I was a very happy kid growing up and if my parents were struggling in any way, my sister and I couldn’t tell. We wanted for nothing and had a very good life. All it would seem was going well. But as I grew into my teens I began to feel a deep sense of forbidding, I began to feel the darkness my mind was capable of producing. When I started asking the deeper questions, when I started to try and figure out what really mattered, I realized just how difficult it could be to find a satisfactory place in life.

As you should, we ate as a family but we argued much of the time while there. Often times we would be yelling the same thing at each other, just saying it in a different way. Other times, irreconcilable philosophies collided and we were the casualties. We were going through the motions, functional as a family, and on the surface everything seemed fine. But we couldn’t admit that all of us were suffering. We couldn’t admit that all of us were in pain.

I grew up in Utah, and as most people know, Utah is largely Mormon. That combined with my lack of faith ostracized me from most of the people in my community. I always felt different, I always felt like an outcast. Though typically subtle, but occasionally overt, the pressure to join was there. There was always something hung over my head. I was preyed upon like a piece of meat just for being different. I was reminded over and over and over again that I didn’t fit in, that I didn’t belong unless. Like a version of Chinese water torture, I was continually pestered about why I didn’t believe.

Though I made some good friends, most of them left on a mission at the age of 19 and it was then that I truly began to struggle. I had no friends! I hated my father! I hated my self!

It was then that I decided to shut out my emotions. It was then I decided to operate on a purely logical basis. It was then I decided that I would solve every problem from my self. I survived, but oh how wrong I was.

For nearly twenty years, this mode of operation worked. For nearly twenty years, I managed to make my way in the world. But I knew that something was missing. I knew something vital, something essential, was lacking in my life.

That something was the ability to connect with others. That something was the ability to express and learn from all the pain one feels in life. That something is connecting with your emotions and utilizing them to find fulfillment. I’ve taken that something and created a framework that worked for me.

That framework is A Better Ten Commandments.

My Work

Growing up I worked for my father in construction. We framed houses, built condos, did demo work, and some smaller scale commercial work. During this phase of my life my father wanted nothing more than to teach me the value of hard work and to transcend the grueling life of a construction worker. I have an enormous amount of respect for the men and women that sacrifice their bodies to build our homes and cities, but it is not what I was meant to be.
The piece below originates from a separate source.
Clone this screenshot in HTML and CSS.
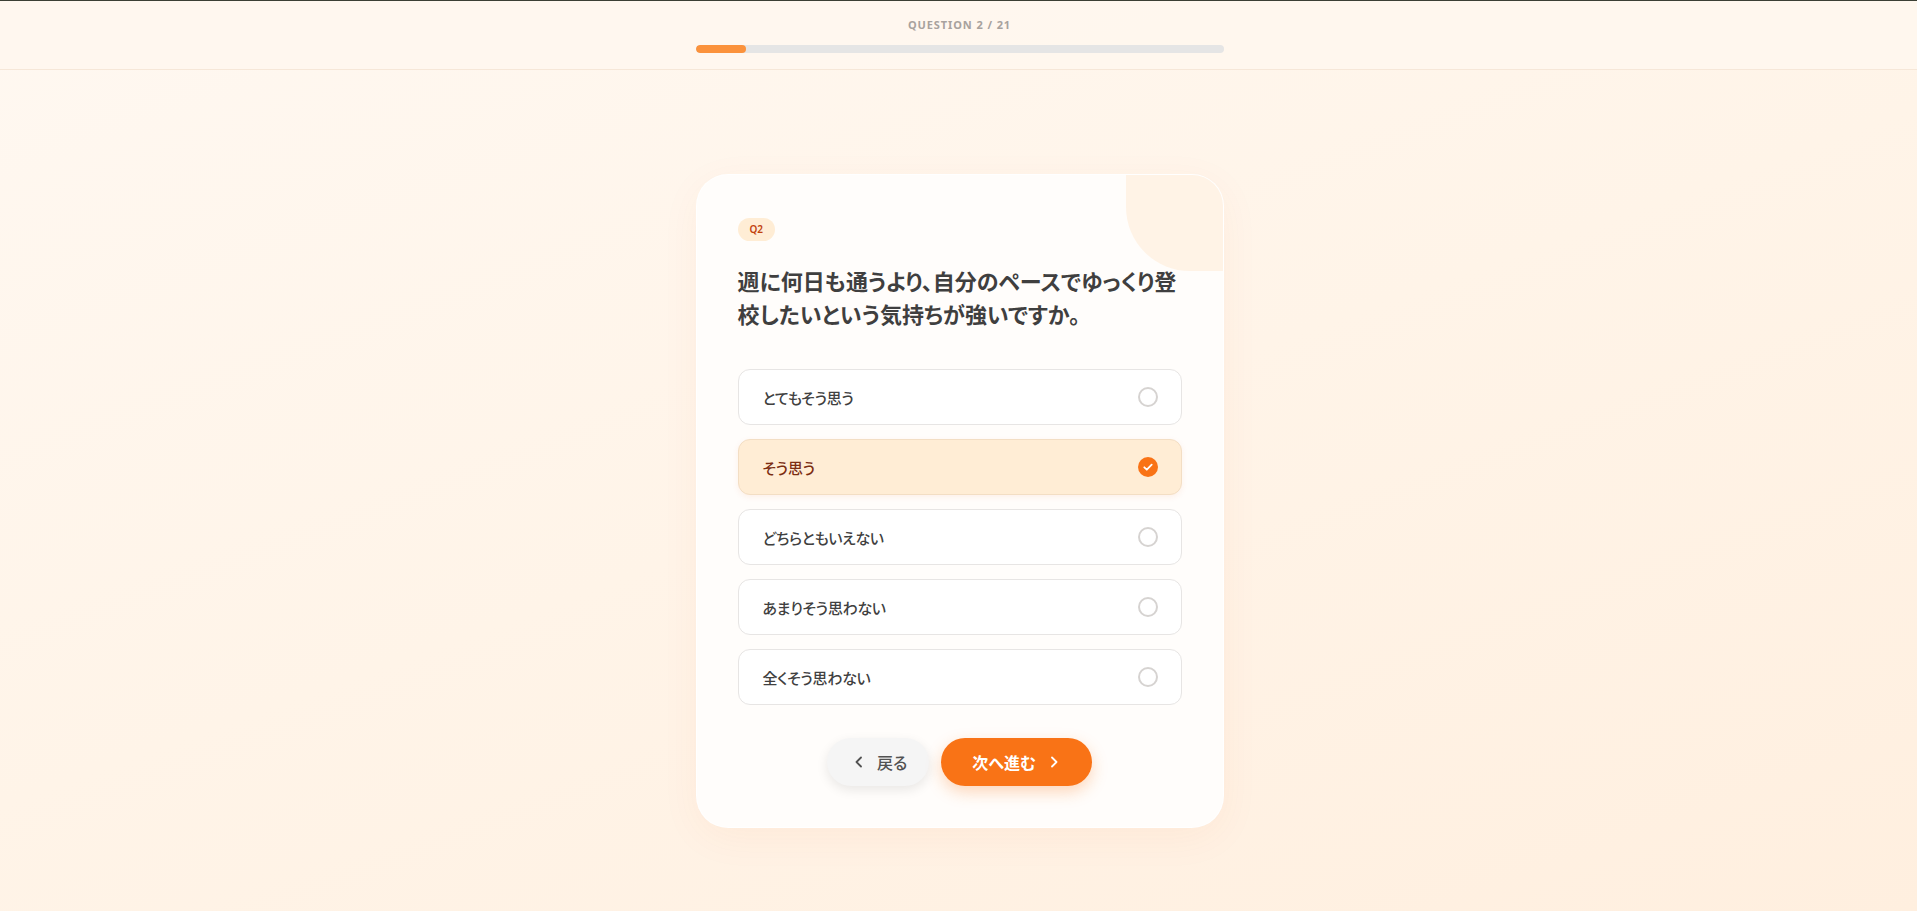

My father, like everyone’s, wanted me to do big things with my life, he wanted me to surpass what he had achieved. He wanted me to be his legacy!

It took me 38 years to realize why I’m here and along that journey I’ve had some interesting jobs. I’ve hung upside down in a form covered in diesel fuel tying rebar in order to make the concrete dividers you see on the freeways. I have delivered food to people’s homes from restaurants that don’t deliver. I have worked in a coin store selling rare collectors items and gold bullion. I have been a computer tech. I have collated binders for the seven habits of highly effective people seminars. I have put stickers on a dollar bill origami book. I valeted Mike Tyson’s car. I delivered Christmas packages from UPS…. I have had a lot of interesting jobs.

None of those glorious learning experiences ended up being what I wanted to do. And as fate or chance would have it, I meet a friend that was going to flight school. I thought about it about for a few days and took a huge risk. That risk ended up being one of the best decisions of my life. My dad consigned on a private $80,000 loan and said, I will not help you pay for this, this is your responsibility. So off I went into the wild blue yonder.

In the beginning I thought my path was to become an airline pilot for a major airline, but a friend I had gone to flight school with changed all that. (Thank you Wes) A friend more adventurous than I had discovered Alaska and wanted to share in the it’s splendor. I got a job over the phone and ended up working in one of the most beautiful places on the planet for then next 11 years. Of course it was not all good, but the people I’ve meet, the friends I’ve made, and the places I’ve been, I wouldn’t give up for anything.

The last several years of my aviation career have certainly been the best. Working as a fixed wing medevac pilot in the glorious state that is Alaska has given me the freedom and experiences to help understand what truly matters in life. It has allowed me to travel the world and see how other cultures live. It has allowed me to see just how cruel and unfair life can be. It has given me a skill set that helps me function in my personal life. But the most important thing it gave me was time for myself. I was only working 2 weeks a month and 150 hours a year. That enormous gift gave me the time to really dig deep and answer some of life’s most important questions. My career as a medevac pilot helped me build a jumping off point to become who I was truly meant to be.